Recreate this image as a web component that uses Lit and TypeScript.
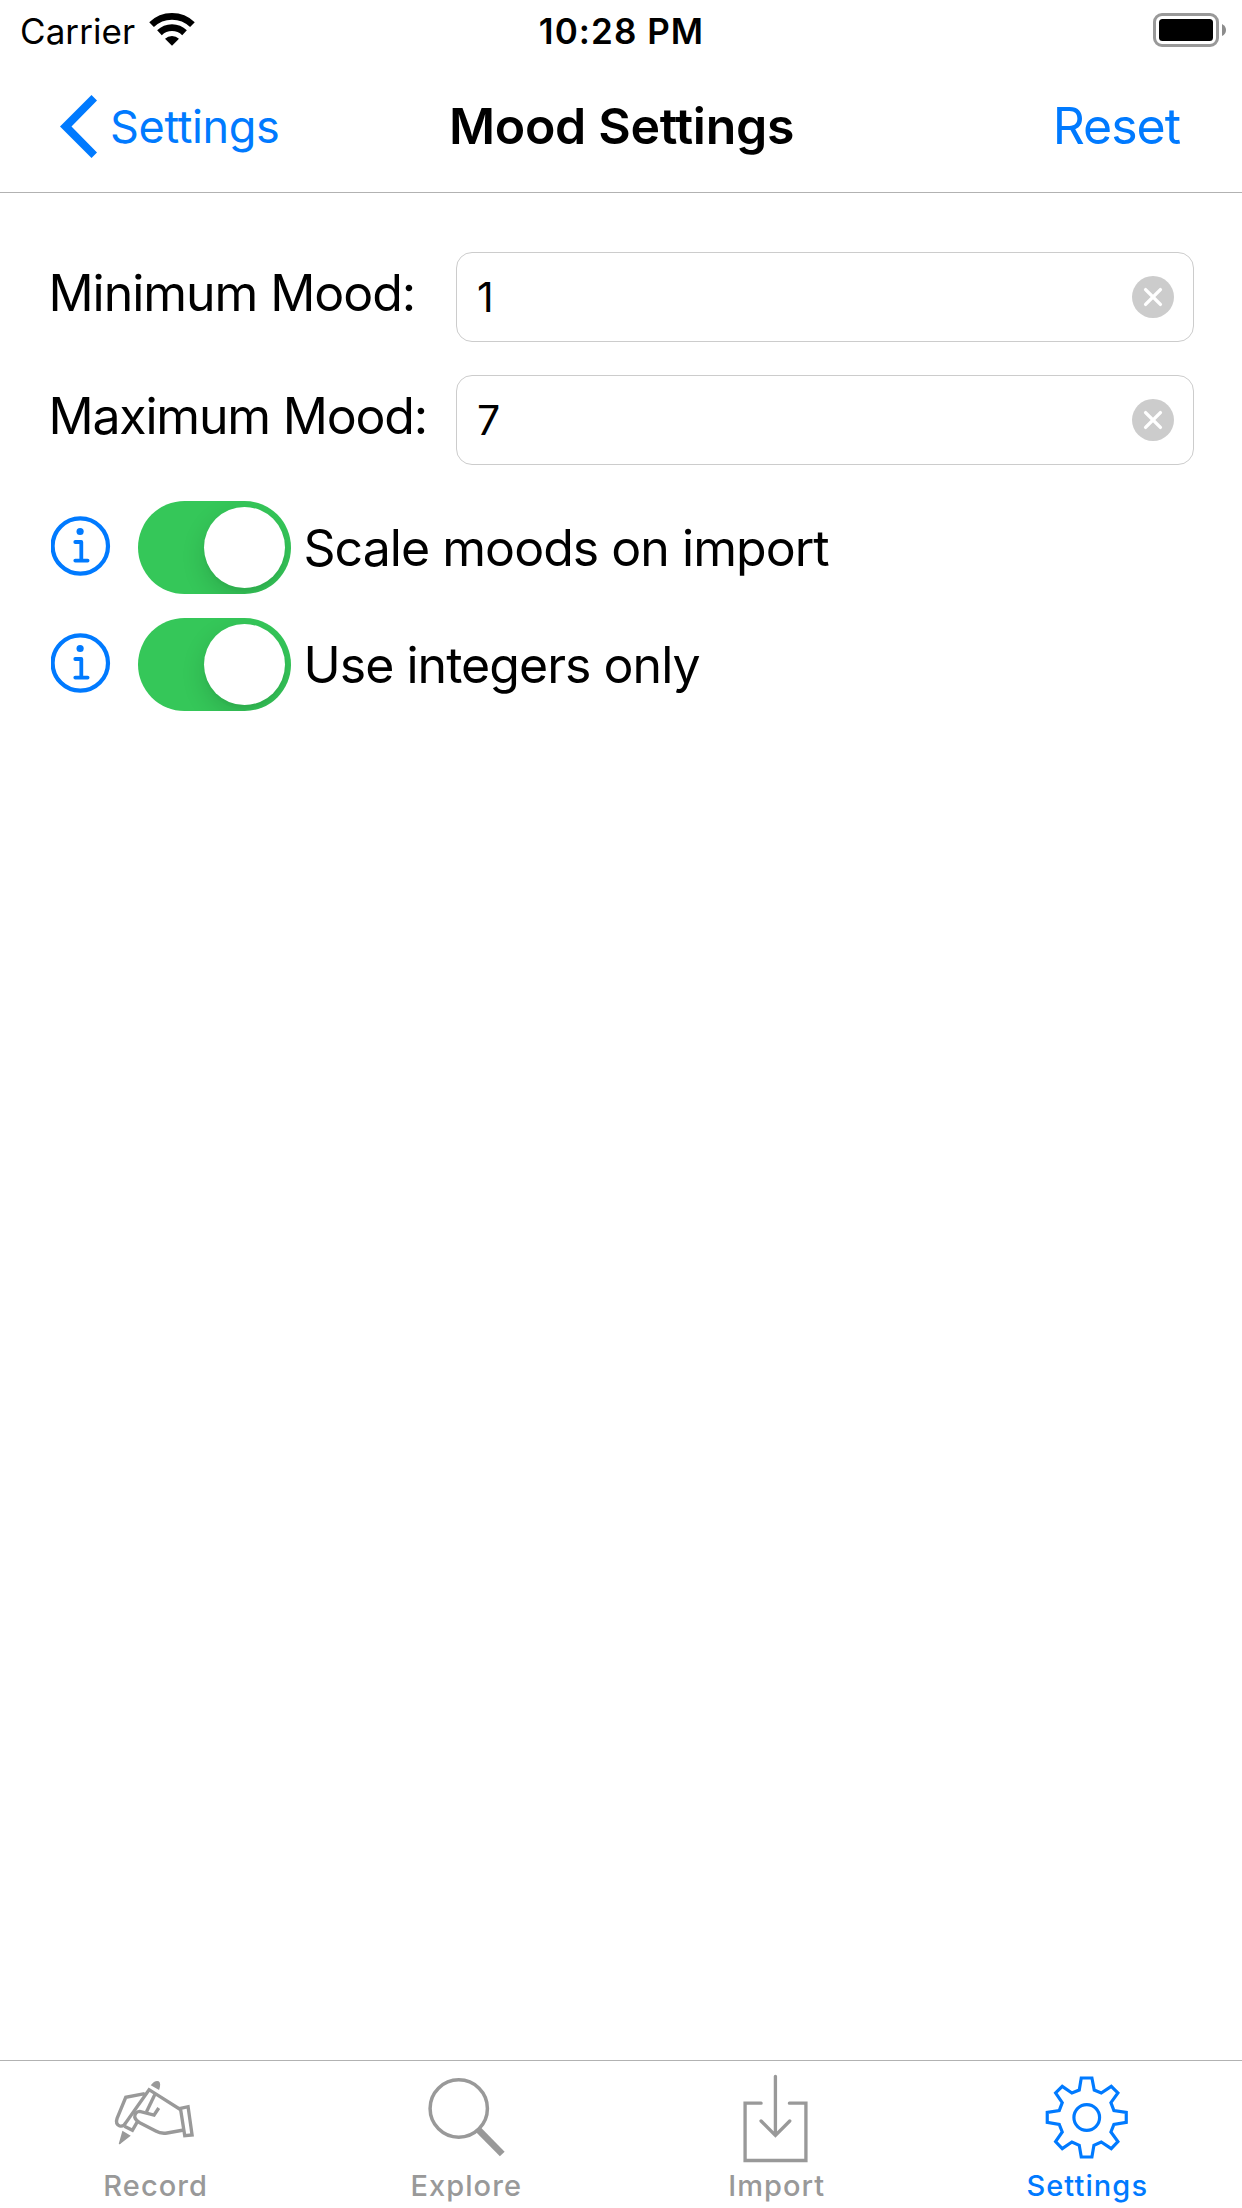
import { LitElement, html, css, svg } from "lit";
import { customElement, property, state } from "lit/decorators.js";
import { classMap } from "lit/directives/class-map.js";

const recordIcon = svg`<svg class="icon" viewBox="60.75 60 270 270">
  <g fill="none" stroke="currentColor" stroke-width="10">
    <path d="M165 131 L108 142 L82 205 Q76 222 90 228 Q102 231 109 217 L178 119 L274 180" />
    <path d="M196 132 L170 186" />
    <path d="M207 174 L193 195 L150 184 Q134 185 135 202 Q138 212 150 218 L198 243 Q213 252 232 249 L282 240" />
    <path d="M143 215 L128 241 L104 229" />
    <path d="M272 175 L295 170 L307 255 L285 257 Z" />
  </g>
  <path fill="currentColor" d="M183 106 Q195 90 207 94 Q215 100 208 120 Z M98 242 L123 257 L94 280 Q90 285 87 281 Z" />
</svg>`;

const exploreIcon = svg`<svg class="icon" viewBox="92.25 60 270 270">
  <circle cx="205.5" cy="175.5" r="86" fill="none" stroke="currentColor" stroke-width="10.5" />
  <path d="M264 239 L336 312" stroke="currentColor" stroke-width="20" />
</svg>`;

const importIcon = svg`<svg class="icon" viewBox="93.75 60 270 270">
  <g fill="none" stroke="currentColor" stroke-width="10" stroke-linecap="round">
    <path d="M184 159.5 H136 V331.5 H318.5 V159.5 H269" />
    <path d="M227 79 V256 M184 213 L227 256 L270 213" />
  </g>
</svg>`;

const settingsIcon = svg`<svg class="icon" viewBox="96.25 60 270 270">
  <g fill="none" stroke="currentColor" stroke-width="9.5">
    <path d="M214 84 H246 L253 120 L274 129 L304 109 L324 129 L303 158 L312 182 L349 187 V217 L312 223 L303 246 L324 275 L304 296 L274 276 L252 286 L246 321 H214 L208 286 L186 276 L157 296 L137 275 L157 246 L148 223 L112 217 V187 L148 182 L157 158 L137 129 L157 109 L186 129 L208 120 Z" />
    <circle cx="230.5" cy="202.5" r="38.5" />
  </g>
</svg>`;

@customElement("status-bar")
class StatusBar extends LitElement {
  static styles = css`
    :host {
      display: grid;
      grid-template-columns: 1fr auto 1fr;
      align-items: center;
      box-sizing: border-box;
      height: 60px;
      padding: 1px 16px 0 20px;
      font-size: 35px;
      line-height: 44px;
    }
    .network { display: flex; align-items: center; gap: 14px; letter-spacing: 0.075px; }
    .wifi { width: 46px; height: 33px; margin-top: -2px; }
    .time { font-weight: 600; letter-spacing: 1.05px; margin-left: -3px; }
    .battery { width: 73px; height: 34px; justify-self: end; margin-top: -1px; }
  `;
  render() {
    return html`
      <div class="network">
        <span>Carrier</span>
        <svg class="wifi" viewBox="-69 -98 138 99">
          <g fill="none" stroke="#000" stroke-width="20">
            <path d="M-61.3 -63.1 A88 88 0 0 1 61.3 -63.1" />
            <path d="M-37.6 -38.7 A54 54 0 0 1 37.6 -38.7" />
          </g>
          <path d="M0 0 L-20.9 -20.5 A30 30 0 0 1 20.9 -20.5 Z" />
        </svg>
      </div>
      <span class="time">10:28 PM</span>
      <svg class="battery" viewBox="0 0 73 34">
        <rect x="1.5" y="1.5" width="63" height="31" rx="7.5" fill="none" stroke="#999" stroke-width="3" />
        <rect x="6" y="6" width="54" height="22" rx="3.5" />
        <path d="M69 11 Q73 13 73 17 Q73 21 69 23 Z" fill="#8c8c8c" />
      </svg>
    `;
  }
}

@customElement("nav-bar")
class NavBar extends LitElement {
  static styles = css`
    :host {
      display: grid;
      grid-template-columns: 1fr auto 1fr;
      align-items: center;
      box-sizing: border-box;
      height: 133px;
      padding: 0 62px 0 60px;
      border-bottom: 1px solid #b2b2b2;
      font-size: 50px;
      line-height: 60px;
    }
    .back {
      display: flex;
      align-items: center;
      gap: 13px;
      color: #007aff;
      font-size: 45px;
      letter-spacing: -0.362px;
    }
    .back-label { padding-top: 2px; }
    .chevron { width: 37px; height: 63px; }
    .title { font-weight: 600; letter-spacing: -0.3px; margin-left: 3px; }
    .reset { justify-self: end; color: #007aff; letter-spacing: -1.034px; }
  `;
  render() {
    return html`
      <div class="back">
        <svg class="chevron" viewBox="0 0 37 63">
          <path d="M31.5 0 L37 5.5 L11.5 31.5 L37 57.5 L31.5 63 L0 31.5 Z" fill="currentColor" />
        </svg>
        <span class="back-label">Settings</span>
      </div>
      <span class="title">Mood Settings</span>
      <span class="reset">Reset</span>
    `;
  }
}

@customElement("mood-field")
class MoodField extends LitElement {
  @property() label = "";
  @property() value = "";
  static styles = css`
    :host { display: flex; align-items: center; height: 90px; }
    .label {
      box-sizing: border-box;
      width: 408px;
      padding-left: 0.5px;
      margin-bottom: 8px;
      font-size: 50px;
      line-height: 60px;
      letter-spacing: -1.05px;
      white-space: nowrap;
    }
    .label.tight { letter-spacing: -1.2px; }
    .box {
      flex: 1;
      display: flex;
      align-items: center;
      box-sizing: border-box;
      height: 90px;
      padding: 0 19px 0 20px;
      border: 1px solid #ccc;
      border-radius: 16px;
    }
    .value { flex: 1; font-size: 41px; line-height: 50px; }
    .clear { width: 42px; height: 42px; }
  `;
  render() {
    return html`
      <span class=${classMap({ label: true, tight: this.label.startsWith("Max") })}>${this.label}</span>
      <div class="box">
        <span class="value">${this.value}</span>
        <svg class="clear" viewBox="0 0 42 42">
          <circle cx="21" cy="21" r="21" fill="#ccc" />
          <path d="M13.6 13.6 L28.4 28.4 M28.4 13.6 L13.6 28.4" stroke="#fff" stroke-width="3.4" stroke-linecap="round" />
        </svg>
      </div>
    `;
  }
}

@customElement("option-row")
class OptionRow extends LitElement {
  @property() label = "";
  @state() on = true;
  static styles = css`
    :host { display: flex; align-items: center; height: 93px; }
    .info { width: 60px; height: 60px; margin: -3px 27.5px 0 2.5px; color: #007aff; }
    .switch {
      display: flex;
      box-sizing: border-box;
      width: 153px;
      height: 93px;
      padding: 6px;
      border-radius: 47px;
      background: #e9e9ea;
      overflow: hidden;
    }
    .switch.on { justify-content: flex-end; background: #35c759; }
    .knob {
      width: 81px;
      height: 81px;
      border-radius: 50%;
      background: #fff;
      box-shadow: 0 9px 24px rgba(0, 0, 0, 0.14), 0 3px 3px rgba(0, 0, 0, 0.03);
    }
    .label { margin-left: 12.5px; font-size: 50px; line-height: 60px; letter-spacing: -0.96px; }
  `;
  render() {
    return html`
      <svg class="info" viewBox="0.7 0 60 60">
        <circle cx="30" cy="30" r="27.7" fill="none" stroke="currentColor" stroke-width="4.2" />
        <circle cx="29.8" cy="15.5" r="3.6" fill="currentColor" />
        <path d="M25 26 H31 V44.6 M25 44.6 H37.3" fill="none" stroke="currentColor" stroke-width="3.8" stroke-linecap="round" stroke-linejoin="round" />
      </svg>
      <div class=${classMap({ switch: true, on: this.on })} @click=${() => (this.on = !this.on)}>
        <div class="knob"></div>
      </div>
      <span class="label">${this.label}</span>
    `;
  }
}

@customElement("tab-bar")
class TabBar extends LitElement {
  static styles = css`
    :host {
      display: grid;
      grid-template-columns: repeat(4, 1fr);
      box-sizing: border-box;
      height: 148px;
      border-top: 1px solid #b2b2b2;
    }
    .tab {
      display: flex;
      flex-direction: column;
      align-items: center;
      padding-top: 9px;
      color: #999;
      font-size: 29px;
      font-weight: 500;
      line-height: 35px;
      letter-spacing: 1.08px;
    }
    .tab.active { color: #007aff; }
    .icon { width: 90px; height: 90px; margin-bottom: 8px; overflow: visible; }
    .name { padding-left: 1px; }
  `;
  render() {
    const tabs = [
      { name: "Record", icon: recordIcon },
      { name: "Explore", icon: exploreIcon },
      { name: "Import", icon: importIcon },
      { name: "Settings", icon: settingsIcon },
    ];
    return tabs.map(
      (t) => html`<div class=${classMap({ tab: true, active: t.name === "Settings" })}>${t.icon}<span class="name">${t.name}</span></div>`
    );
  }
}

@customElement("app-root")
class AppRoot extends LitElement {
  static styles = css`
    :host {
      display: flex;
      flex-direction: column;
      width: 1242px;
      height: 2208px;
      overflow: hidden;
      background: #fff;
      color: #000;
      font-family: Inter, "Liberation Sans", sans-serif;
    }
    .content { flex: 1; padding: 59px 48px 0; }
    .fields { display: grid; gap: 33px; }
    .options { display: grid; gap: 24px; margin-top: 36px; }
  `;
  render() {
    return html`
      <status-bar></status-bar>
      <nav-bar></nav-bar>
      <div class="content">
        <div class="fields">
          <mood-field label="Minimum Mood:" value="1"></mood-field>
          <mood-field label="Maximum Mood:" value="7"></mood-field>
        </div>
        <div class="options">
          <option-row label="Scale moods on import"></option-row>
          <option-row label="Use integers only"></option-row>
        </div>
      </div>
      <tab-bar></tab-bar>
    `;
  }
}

> AIM OF THE TASK
List the lines that contain the word "this".

> RESPONSE TO THE EXERCISE
Recreate this image as a web component that uses Lit and TypeScript.
      <span class=${classMap({ label: true, tight: this.label.startsWith("Max") })}>${this.label}</span>
        <span class="value">${this.value}</span>
      <div class=${classMap({ switch: true, on: this.on })} @click=${() => (this.on = !this.on)}>
      <span class="label">${this.label}</span>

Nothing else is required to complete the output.